REQUIRED TASK: From the entries below, reproduce exactly the lines from the one with "Write the React, TypeScript" through the one with "import React from 'react';", both included, without images.

DATA PROVIDED:
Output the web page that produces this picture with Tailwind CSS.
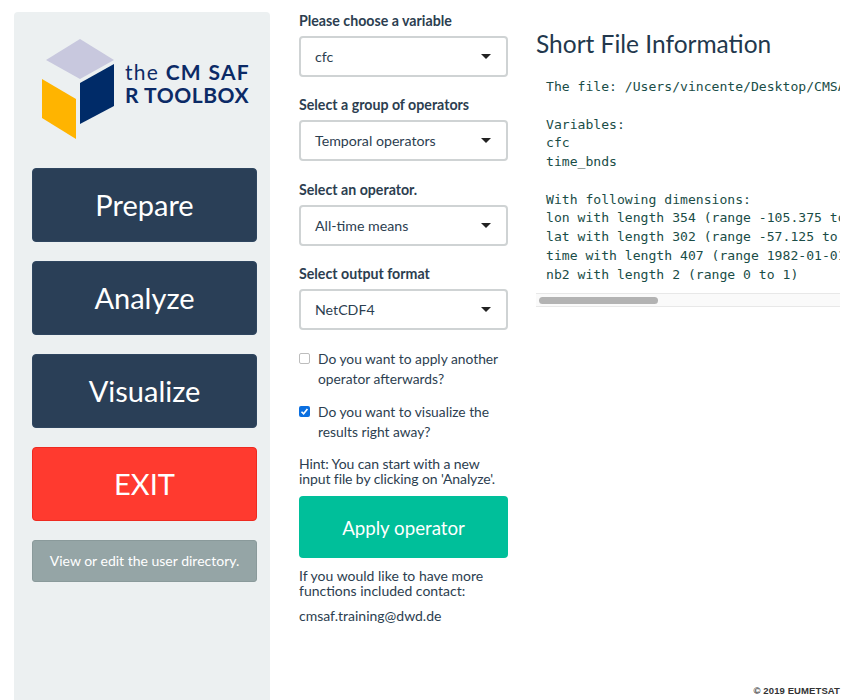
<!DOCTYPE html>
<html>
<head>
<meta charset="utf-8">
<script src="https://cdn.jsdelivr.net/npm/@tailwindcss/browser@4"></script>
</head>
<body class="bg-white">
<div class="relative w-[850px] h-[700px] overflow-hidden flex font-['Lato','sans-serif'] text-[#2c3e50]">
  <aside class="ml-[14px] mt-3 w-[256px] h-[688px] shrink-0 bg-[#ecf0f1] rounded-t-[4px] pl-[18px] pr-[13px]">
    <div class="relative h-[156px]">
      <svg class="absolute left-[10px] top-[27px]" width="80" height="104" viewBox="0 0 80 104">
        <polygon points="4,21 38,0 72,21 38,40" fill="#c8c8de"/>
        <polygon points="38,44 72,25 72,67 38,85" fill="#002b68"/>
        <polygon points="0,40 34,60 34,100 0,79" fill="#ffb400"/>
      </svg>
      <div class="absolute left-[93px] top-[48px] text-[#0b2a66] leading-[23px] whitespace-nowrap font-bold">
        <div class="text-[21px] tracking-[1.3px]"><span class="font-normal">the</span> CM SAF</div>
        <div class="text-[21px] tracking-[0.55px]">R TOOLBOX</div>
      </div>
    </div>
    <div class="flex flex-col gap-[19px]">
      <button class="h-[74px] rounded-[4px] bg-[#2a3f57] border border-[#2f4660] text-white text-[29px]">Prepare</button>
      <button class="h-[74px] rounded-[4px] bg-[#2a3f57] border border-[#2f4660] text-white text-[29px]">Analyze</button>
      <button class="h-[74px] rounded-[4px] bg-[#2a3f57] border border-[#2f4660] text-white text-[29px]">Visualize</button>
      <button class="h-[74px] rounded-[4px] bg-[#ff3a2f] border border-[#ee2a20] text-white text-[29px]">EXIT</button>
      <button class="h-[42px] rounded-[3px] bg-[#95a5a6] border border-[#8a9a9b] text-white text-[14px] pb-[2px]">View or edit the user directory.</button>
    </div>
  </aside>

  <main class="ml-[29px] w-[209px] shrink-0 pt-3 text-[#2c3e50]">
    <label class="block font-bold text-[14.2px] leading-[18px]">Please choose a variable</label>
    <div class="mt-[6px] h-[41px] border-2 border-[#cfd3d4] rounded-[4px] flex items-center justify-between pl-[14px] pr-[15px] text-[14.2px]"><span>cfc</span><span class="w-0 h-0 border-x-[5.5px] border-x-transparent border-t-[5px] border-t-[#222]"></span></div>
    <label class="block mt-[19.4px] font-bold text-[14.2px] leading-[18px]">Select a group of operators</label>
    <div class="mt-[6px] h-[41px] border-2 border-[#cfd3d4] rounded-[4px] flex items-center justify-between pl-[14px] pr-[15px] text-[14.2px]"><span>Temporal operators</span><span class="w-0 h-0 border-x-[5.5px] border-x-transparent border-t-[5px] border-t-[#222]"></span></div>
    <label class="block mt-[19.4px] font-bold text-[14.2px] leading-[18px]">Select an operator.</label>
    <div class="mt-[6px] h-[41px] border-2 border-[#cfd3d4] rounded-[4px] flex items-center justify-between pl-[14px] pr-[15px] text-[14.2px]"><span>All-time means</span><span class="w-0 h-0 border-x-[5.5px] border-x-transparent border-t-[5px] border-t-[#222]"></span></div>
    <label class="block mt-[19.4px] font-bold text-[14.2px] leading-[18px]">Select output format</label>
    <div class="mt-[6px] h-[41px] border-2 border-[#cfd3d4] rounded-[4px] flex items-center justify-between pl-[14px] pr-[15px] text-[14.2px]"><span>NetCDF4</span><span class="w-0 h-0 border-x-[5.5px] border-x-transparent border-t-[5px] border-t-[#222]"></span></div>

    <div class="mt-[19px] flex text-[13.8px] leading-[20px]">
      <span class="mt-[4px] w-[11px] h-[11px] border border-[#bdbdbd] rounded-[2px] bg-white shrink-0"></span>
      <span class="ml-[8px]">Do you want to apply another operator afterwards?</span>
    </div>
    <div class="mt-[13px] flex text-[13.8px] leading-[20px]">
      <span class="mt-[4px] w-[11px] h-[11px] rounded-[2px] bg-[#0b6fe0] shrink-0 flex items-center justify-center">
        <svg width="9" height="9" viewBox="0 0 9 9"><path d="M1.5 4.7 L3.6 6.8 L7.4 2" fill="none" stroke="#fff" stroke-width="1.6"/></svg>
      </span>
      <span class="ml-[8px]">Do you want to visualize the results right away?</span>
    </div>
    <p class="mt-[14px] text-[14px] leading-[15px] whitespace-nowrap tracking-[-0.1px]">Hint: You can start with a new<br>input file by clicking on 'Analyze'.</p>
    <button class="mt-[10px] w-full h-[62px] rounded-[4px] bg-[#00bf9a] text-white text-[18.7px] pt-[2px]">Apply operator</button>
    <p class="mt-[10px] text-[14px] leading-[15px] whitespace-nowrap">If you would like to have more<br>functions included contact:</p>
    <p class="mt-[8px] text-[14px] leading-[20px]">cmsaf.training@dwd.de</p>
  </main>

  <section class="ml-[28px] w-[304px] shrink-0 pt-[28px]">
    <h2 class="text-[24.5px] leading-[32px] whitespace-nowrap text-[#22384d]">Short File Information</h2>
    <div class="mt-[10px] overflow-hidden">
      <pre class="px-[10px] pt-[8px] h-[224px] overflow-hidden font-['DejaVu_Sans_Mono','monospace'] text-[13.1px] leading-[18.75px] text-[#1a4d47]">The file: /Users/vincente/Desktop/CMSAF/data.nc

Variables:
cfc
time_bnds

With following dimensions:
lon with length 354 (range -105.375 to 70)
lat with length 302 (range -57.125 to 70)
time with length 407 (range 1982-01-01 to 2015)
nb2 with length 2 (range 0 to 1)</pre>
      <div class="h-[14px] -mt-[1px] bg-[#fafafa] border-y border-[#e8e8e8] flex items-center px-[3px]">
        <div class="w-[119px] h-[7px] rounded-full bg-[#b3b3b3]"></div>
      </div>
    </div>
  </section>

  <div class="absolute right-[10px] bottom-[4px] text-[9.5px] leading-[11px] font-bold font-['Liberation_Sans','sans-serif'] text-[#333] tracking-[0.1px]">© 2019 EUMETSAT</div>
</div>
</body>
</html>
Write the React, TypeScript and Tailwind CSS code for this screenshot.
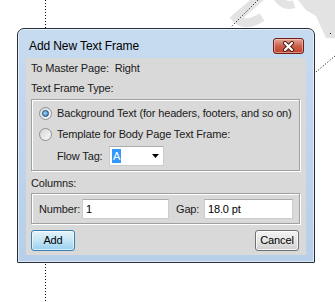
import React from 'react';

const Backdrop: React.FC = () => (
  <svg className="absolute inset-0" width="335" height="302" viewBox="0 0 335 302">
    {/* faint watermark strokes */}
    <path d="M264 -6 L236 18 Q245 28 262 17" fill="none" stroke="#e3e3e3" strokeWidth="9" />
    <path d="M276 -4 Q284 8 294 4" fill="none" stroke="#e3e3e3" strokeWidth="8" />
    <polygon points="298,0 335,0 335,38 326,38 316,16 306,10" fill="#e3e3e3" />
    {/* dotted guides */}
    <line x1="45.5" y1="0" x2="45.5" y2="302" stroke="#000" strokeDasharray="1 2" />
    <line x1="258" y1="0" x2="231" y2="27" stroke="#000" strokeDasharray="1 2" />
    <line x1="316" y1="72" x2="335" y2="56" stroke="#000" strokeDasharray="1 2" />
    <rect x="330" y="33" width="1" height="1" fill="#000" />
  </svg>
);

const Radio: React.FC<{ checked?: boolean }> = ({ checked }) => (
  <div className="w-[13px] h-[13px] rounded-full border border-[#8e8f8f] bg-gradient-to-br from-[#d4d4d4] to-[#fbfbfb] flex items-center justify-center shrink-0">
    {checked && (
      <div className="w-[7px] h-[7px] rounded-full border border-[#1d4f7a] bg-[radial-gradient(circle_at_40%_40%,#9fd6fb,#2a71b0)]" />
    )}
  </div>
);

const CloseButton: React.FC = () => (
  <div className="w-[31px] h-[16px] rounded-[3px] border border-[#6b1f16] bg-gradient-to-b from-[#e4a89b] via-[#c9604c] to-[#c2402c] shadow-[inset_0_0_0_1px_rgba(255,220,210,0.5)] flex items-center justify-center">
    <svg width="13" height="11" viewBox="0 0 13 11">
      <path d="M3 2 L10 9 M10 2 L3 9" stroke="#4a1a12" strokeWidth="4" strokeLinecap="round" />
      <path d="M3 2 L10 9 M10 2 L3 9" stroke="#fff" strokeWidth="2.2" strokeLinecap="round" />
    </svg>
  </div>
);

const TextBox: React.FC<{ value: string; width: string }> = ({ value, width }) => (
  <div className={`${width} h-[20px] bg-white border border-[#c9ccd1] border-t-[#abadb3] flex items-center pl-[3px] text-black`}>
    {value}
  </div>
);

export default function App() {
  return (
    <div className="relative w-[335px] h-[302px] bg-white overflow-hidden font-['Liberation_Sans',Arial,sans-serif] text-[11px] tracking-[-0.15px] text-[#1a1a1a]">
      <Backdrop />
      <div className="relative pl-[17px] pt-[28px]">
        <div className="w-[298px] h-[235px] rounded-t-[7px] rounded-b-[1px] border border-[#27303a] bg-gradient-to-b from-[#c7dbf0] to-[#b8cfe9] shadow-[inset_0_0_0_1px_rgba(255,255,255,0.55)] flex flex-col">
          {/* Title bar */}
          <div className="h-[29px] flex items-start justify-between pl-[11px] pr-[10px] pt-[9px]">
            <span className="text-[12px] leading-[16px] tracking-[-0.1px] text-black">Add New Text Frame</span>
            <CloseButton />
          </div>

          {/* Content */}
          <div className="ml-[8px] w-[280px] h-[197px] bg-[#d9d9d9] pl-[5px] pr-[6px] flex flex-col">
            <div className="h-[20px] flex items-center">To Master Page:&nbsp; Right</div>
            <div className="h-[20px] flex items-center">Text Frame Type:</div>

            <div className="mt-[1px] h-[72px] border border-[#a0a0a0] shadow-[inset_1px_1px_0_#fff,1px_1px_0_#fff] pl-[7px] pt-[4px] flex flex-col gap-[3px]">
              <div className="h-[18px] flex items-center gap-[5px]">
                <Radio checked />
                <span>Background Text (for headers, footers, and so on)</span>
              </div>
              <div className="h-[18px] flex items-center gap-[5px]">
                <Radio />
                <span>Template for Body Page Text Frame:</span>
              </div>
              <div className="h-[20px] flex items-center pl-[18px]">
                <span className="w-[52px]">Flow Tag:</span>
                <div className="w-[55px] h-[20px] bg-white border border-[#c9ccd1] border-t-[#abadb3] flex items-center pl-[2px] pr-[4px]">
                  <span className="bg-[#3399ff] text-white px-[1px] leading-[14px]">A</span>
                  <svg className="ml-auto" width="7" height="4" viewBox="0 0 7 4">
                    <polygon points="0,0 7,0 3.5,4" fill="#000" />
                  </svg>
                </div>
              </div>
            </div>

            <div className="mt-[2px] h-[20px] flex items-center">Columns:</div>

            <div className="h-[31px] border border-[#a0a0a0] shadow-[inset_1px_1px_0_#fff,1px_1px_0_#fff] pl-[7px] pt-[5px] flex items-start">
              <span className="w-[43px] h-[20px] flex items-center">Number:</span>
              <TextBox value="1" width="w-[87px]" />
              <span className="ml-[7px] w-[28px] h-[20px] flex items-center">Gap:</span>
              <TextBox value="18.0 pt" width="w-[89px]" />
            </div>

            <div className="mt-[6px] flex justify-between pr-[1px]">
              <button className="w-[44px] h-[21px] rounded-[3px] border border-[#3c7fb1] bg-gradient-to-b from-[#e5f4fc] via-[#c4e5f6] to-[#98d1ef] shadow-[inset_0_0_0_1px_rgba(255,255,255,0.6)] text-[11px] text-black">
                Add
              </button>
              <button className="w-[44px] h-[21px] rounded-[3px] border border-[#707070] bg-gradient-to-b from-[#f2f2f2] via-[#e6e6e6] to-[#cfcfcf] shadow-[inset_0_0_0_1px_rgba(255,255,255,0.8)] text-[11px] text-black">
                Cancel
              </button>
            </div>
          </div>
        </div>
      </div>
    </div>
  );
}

TASK SOLUTION:
Write the React, TypeScript and Tailwind CSS code for this screenshot.
import React from 'react';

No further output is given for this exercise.